Pamela stared at the photograph for a minute, her face impassive, then
looked up and nodded. “Yes,” she said. It was her husband, the father of her
two children, slumped unconscious in a supermarket trolley, his body limp and
his face swollen and bruised.
Newspapers and television stations across the world reported on the
lynching that left the 17-year-old fighting for his life, but it was two weeks
before Pamela, herself a teenager and living in Romania,
finally got to see the gruesome pictures, as The Telegraph asked her to
confirm his identity.
She stood holding his photocopied picture in one hand and carrying a
baby in her other, while a crowd of excited villagers swarmed around in the
desperately poor Roma settlement where she lives, on the edge of the Romanian
village of Gepiu, near the border with Hungary.
She appeared unsurprised at the grim fate of her estranged husband.
“He was living here, we were neighbours at first, we were friends,” she
said, describing how she met her husband. “I didn’t stay a long while with him.
He left long ago.”
The Roma, Europe’s largest ethnic minority estimated at around 12
million across the continent, have suffered centuries of abuse and
marginalisation, and were rounded up and sent to Nazi death camps during the
Second World War.
The attack on Gheorghe provoked outrage in France and in Romania, with
François Hollande, the French president, denouncing it as an “unspeakable and
unjustifiable attack on all the principles on which our republic was founded”.
A march in support of the boy was held on Friday in the Paris suburb of
Pierrefitte where he was lynched, the latest in a series of demonstrations over
the attack for which no arrests have been made.
Despite the outpouring of anger, there is no sign of any change in the
French government’s controversial policies towards the country’s Roma
community.
Most come from Romania and Bulgaria and often live in squalid camps on
wasteland by the sides of motorways or canals, without running water or
electricity.
Locals accuse them of theft and burglary. In Paris, some are known to
run gangs of children who operate as pickpockets around tourist sites.
The mayor of the village of Gepiu, as well as Roma neighbours of the
camp where Gheorghe lived in Paris, said he was one of the minority of Roma who
were taken to France to burgle houses, pick pockets, or beg on the streets.

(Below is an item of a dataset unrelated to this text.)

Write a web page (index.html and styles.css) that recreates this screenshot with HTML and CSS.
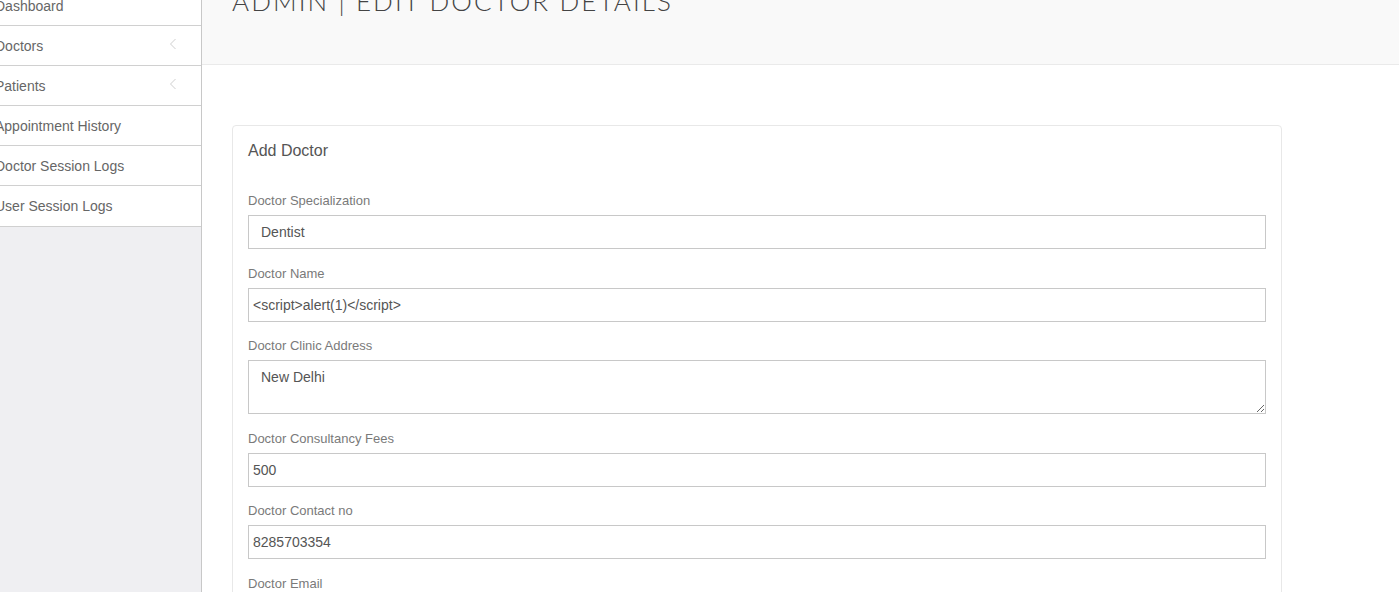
FILE: index.html
```html
<!DOCTYPE html>
<html>
<head>
<meta charset="utf-8">
<title>Admin | Edit Doctor Details</title>
<link rel="stylesheet" href="styles.css">
</head>
<body>
<div class="app">
  <aside class="sidebar">
    <ul class="menu">
      <li class="menu-item"><span class="menu-text">Dashboard</span></li>
      <li class="menu-item"><span class="menu-text">Doctors</span>
        <svg class="chev" width="8" height="12" viewBox="0 0 8 12"><polyline points="6.5,1 1.5,6 6.5,11" fill="none" stroke="#cfcfcf" stroke-width="1"/></svg></li>
      <li class="menu-item"><span class="menu-text">Patients</span>
        <svg class="chev" width="8" height="12" viewBox="0 0 8 12"><polyline points="6.5,1 1.5,6 6.5,11" fill="none" stroke="#cfcfcf" stroke-width="1"/></svg></li>
      <li class="menu-item"><span class="menu-text">Appointment History</span></li>
      <li class="menu-item"><span class="menu-text">Doctor Session Logs</span></li>
      <li class="menu-item"><span class="menu-text">User Session Logs</span></li>
    </ul>
  </aside>
  <main class="main">
    <header class="page-header">
      <h1 class="page-title">ADMIN | EDIT DOCTOR DETAILS</h1>
    </header>
    <section class="content">
      <div class="panel">
        <div class="panel-heading">Add Doctor</div>
        <form class="panel-body">
          <div class="form-group">
            <label class="label">Doctor Specialization</label>
            <select class="control select"><option>Dentist</option></select>
          </div>
          <div class="form-group">
            <label class="label">Doctor Name</label>
            <input class="control" type="text" value="&lt;script&gt;alert(1)&lt;/script&gt;">
          </div>
          <div class="form-group">
            <label class="label">Doctor Clinic Address</label>
            <textarea class="control textarea">New Delhi</textarea>
          </div>
          <div class="form-group">
            <label class="label">Doctor Consultancy Fees</label>
            <input class="control" type="text" value="500">
          </div>
          <div class="form-group">
            <label class="label">Doctor Contact no</label>
            <input class="control" type="text" value="8285703354">
          </div>
          <div class="form-group">
            <label class="label">Doctor Email</label>
            <input class="control" type="text" value="">
          </div>
        </form>
      </div>
    </section>
  </main>
</div>
</body>
</html>
```
FILE: styles.css
```css
html, body {
  margin: 0;
  padding: 0;
  height: 100%;
  overflow: hidden;
  background: #fff;
  font-family: "Liberation Sans", Arial, sans-serif;
}
.app {
  display: flex;
  min-height: 100%;
  align-items: stretch;
}
.sidebar {
  width: 201px;
  flex: 0 0 201px;
  background: #efeff2;
  border-right: 1px solid #c8c8c8;
}
.menu {
  list-style: none;
  margin: -14px 0 0 0;
  padding: 0;
  background: #fff;
}
.menu-item {
  height: 39px;
  border-bottom: 1px solid #d0d0d0;
  display: flex;
  align-items: center;
  justify-content: space-between;
  font-size: 14px;
  color: #666;
}
.menu-item:last-child {
  height: 40px;
}
.menu-text {
  margin-left: -5px;
}
.chev {
  margin-right: 24px;
  margin-top: -4px;
}
.main {
  flex: 1;
  min-width: 0;
}
.page-header {
  height: 65px;
  box-sizing: border-box;
  background: #f9f9f9;
  border-bottom: 1px solid #eaeaea;
  padding-left: 30px;
  overflow: hidden;
}
.page-title {
  margin: -14px 0 0 0;
  font-family: Lato, "Liberation Sans", sans-serif;
  font-weight: 300;
  font-size: 26px;
  line-height: 30px;
  color: #444;
  letter-spacing: 2.1px;
  white-space: nowrap;
}
.content {
  padding: 60px 30px 0 30px;
}
.panel {
  width: 1050px;
  box-sizing: border-box;
  border: 1px solid #e8e8e8;
  border-radius: 4px;
  background: #fff;
}
.panel-heading {
  padding: 15px;
  font-size: 16px;
  line-height: 20px;
  color: #555;
}
.panel-body {
  padding: 15px;
  margin: 0;
}
.form-group {
  margin-bottom: 14.5px;
}
.label {
  display: block;
  font-size: 13px;
  line-height: 19px;
  color: #7a7a7a;
  margin-bottom: 5px;
}
.control {
  display: block;
  width: 100%;
  box-sizing: border-box;
  height: 34px;
  border: 1px solid #c8c8c8;
  border-radius: 0;
  padding: 6px 4px;
  font-family: "Liberation Sans", Arial, sans-serif;
  font-size: 14px;
  color: #555;
  background: #fff;
  outline: none;
}
.select {
  appearance: none;
  -webkit-appearance: none;
  padding: 6px 12px;
}
.textarea {
  height: 54px;
  padding: 6px 12px;
  resize: vertical;
  line-height: 20px;
}
```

Critics say that the French government is doing little to bring youths
such as Gheorghe – who was abandoned by his parents as a child and grew up in a
children’s home before taking to a life of petty crime – and the wider Roma
community into mainstream society.
The current Socialist government has pursued controversial policies
begun under the previous conservative administration of Nicolas Sarkozy,
demolishing Roma camps and sending many of the people who lived in them back to
their home countries.
Manuel Valls, France’s prime minister, came under stinging criticism
late last year when, as interior minister, he said most Roma in France had no
intention of integrating and should be deported.
Le Monde newspaper echoed the widespread criticism of the government in
a damning editorial that said the attack on Gheorghe was “the result of several
years of inefficient public policy which maintains the misery of these Roma
communities and allows the racism latent in French society to prosper”.
Gheorghe’s wife Pamela may have revealed little emotion when shown the
photograph of her battered husband, but the other Roma people in her village
were furious.
“This is injustice!” said the teenager’s uncle, Veres. “They have
beaten him and left him disfigured. They could have broken his leg or
something, but this!”
The uncle said the family wanted Gheorghe, who doctors say is
responding well to treatment in the Paris hospital where he is being cared for,
to return to Romania when he gets better.
“He stole, I understand ... But why didn’t they take him to prison? Why
did they destroy him?” asked an outraged woman in the village.